The one thing that you should know if you have recently experienced grief from losing a loved one is that it does get better over time. There are going to be days when you feel fine and other days when you don't. But from my experience, over time the severity of the pain you feel begins to lessen.
When I lost my grandmother, even though there were days when I was able to tell people that she had recently died or when I felt okay, I still would have moments where I would feel like I could break down at any moment. Even months after her death, I still go through periods where I feel fine and the next minute I don't. However, I've noticed that the severity of it has lessened slightly over time. So even though it may not feel like it, things will eventually get better over time.
In addition, there is no specific time for the process of grieving. It could be months or years, but it's never the same for every person. The best thing that you can do if you are grieving right now is to allow yourself time to grieve and to seek others that can help you. You should never try to isolate yourself from others. It's better to be around others, like your friends or family members, and allow them to help you when you're going through a rough time. When you isolate yourself, it will most likely cause you to feel worse or it may cause you to become depressed.

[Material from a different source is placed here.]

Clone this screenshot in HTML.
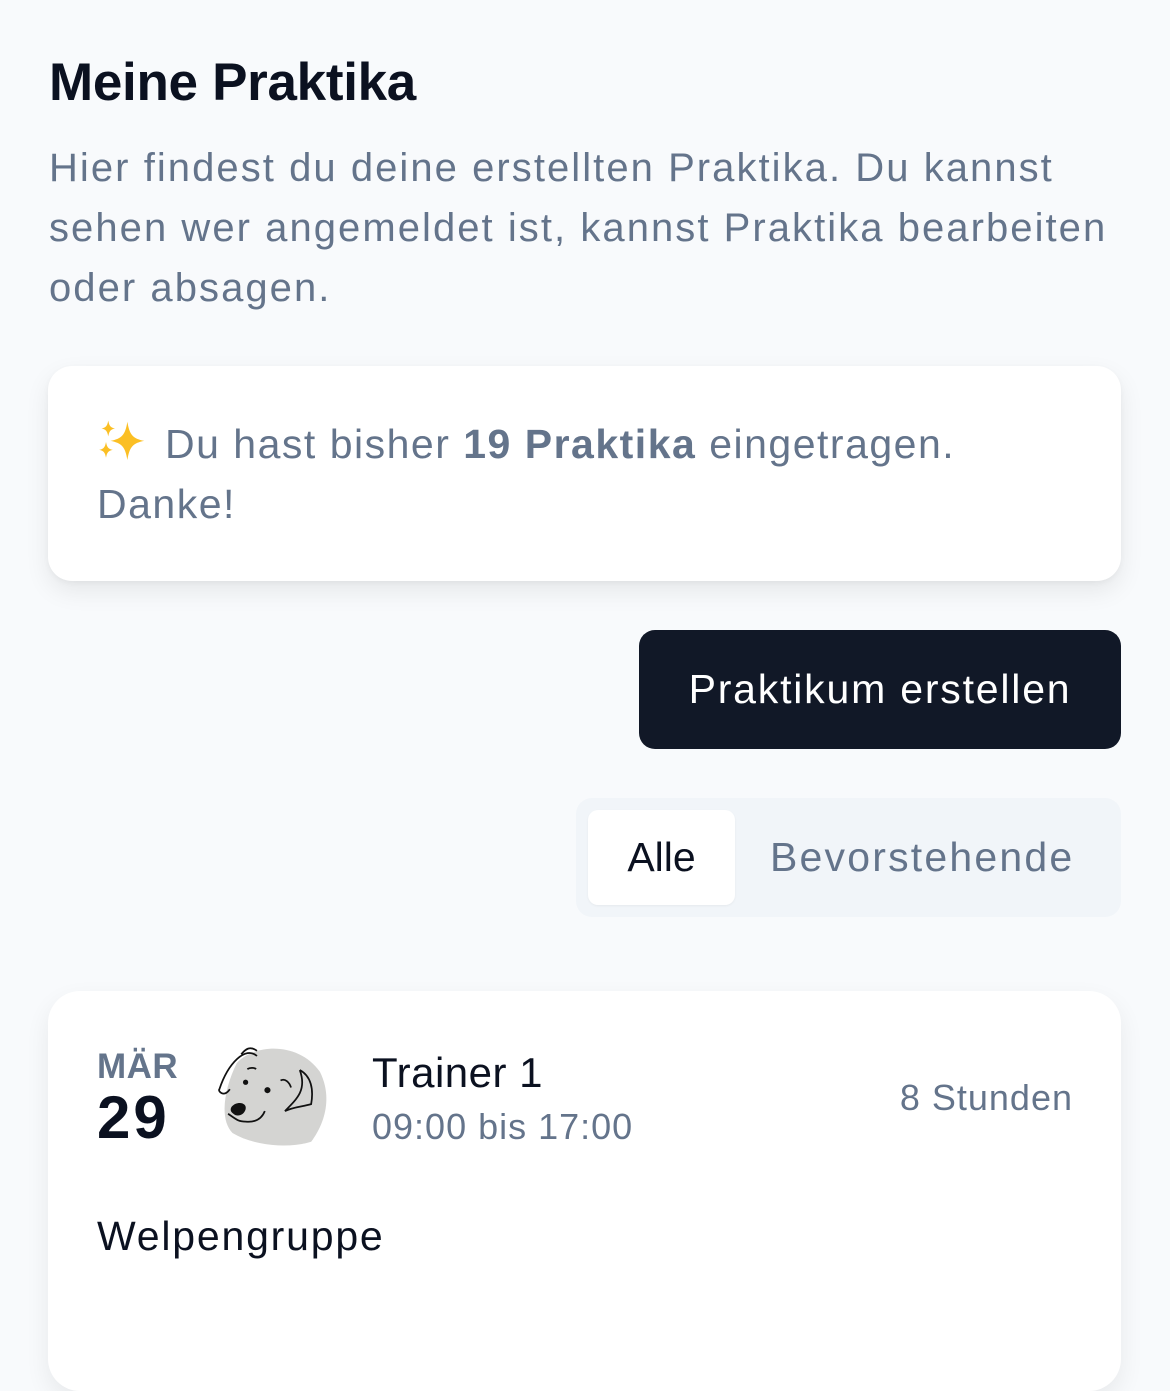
<!DOCTYPE html>
<html><head><meta charset="utf-8"><style>
*{margin:0;padding:0;box-sizing:border-box}
body{width:1170px;height:1296px;background:#f8fafc;font-family:"Liberation Sans",sans-serif;position:relative;overflow:hidden}
.abs{position:absolute;white-space:nowrap}
h1{position:absolute;left:49px;top:52px;font-size:53px;font-weight:bold;color:#0b1120;letter-spacing:-0.3px}
.intro{position:absolute;left:49px;top:138px;width:1110px;font-size:40px;line-height:60px;color:#64748b;letter-spacing:2.05px;white-space:nowrap}
.card{position:absolute;left:48px;top:366px;width:1073px;height:215px;background:#fff;border-radius:24px;box-shadow:0 10px 25px rgba(0,0,0,.08),0 2px 6px rgba(0,0,0,.04)}
.card .t{position:absolute;left:49px;top:48px;font-size:41px;line-height:60px;color:#64748b;letter-spacing:1.5px;white-space:nowrap}
.btn{position:absolute;left:639px;top:630px;width:482px;height:119px;background:#111827;border-radius:16px;color:#fff;font-size:41px;letter-spacing:1.8px;display:flex;align-items:center;justify-content:center}
.tabs{position:absolute;left:576px;top:798px;width:545px;height:119px;background:#f1f5f9;border-radius:16px}
.tab1{position:absolute;left:12px;top:12px;width:147px;height:95px;background:#fff;border-radius:10px;font-size:41px;color:#0b1120;display:flex;align-items:center;justify-content:center;box-shadow:0 1px 2px rgba(0,0,0,.05)}
.tab2{position:absolute;left:194px;top:36px;font-size:41px;color:#64748b;letter-spacing:2.2px}
.card2{position:absolute;left:48px;top:991px;width:1073px;height:400px;background:#fff;border-radius:32px;box-shadow:0 10px 25px rgba(0,0,0,.07)}
</style></head><body>
<h1>Meine Praktika</h1>
<div class="intro">Hier findest du deine erstellten Praktika. Du kannst<br>sehen wer angemeldet ist, kannst Praktika bearbeiten<br>oder absagen.</div>
<div class="card"><div class="t"><svg width="54" height="50" viewBox="0 0 48 44" style="vertical-align:-9px;margin-right:14px"><path fill="#fbbf24" d="M27 4C29 16 32 19 42 21 32 23 29 26 27 38 25 26 22 23 12 21 22 19 25 16 27 4Z"/><path fill="#fbbf24" d="M10 3C11 8 12 9 16 10 12 11 11 12 10 17 9 12 8 11 4 10 8 9 9 8 10 3Z"/><path fill="#fbbf24" d="M8 22C9 27 10 28 14 29 10 30 9 31 8 36 7 31 6 30 2 29 6 28 7 27 8 22Z"/></svg>Du hast bisher <b>19 Praktika</b> eingetragen.<br>Danke!</div></div>
<div class="btn">Praktikum erstellen</div>
<div class="tabs"><div class="tab1">Alle</div><div class="tab2">Bevorstehende</div></div>
<div class="card2">
<div class="abs" style="left:49px;top:56px;font-size:35px;font-weight:bold;color:#64748b;letter-spacing:0.5px">MÄR</div>
<div class="abs" style="left:49px;top:92px;font-size:60px;font-weight:bold;color:#0b1120;letter-spacing:3px">29</div>
<svg class="abs" style="left:167px;top:47px" width="118" height="120" viewBox="15 5 135 130">
<path fill="#d4d4d2" d="M40 30C60 8 110 5 135 40 150 70 140 100 125 120 100 128 60 125 35 110 20 95 25 60 40 30Z"/>
<path fill="none" stroke="#111" stroke-width="2" d="M63 22C50 10 30 30 20 60 18 62 25 70 32 60M63 16C55 10 50 14 45 20M112 38C120 60 110 70 95 85 105 80 115 80 125 77 128 60 125 45 112 38"/>
<path fill="none" stroke="#111" stroke-width="2" d="M90 50C95 47 100 52 102 58"/>
<path d="M52 37C55 35 60 35 62 37" stroke="#111" stroke-width="2" fill="none"/>
<circle cx="50" cy="52" r="3" fill="#111"/><circle cx="75" cy="61" r="3.5" fill="#111"/>
<path fill="#111" d="M34 80C40 73 52 75 50 83 48 90 40 92 36 88 33 86 32 83 34 80Z"/>
<path fill="none" stroke="#111" stroke-width="2" d="M30 88C40 95 42 97 50 97 60 98 68 95 72 85"/>
</svg>
<div class="abs" style="left:324px;top:58px;font-size:42px;color:#0b1120;letter-spacing:0.5px">Trainer 1</div>
<div class="abs" style="left:324px;top:115px;font-size:36px;color:#64748b;letter-spacing:1px">09:00 bis 17:00</div>
<div class="abs" style="right:48px;top:86px;font-size:36px;color:#64748b;letter-spacing:1px">8 Stunden</div>
<div class="abs" style="left:49px;top:222px;font-size:41px;color:#0b1120;letter-spacing:1.8px">Welpengruppe</div>
</div>
</body></html>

If you aren't dealing with grief but know someone who is dealing with grief, you may be wondering how to approach the person. The best approach is to just be there for them. You should let them know that you will always be there to help them whenever they need someone to talk to.
In addition, the most common mistake that people make when they are approaching someone who is grieving is that they say the wrong thing. Avoid sentences such as "they're in a better place" or "don't worry, you'll get through this." Anyone who is dealing with grief doesn't want to feel like their pain is unacknowledged. They want other people to acknowledge that what they are going through is difficult and that their pain is different from others who have dealt with grief. You should say words such as, "I can't imagine what you must be going through" instead in order to show the person that you are acknowledging the pain that they are going through at the moment.
You should also listen to the person who is dealing with grief. You should try reaching out to them and talking with them. The worst thing that you can do is to avoid someone who is grieving because this will lead the person to feel alone. Instead, you should try to make sure to keep in touch with them so that they feel like they have someone that they can count on. You should know that you won't always be able to make them feel better, but you can make sure they have someone who they can reach out to whenever they start to feel at their worst.
So, if you are recently dealing with losing someone, just know that you're not alone. It may feel like you're in a lot of pain right now, but there are other people around you that are there to help you whenever you need it. Additionally, if you have someone you love who's grieving, the best that you can do for them right now is be a friend to them. You never understand how much knowing that someone is there for you, no matter what, can help the person grieving to feel less alone and can help them to heal.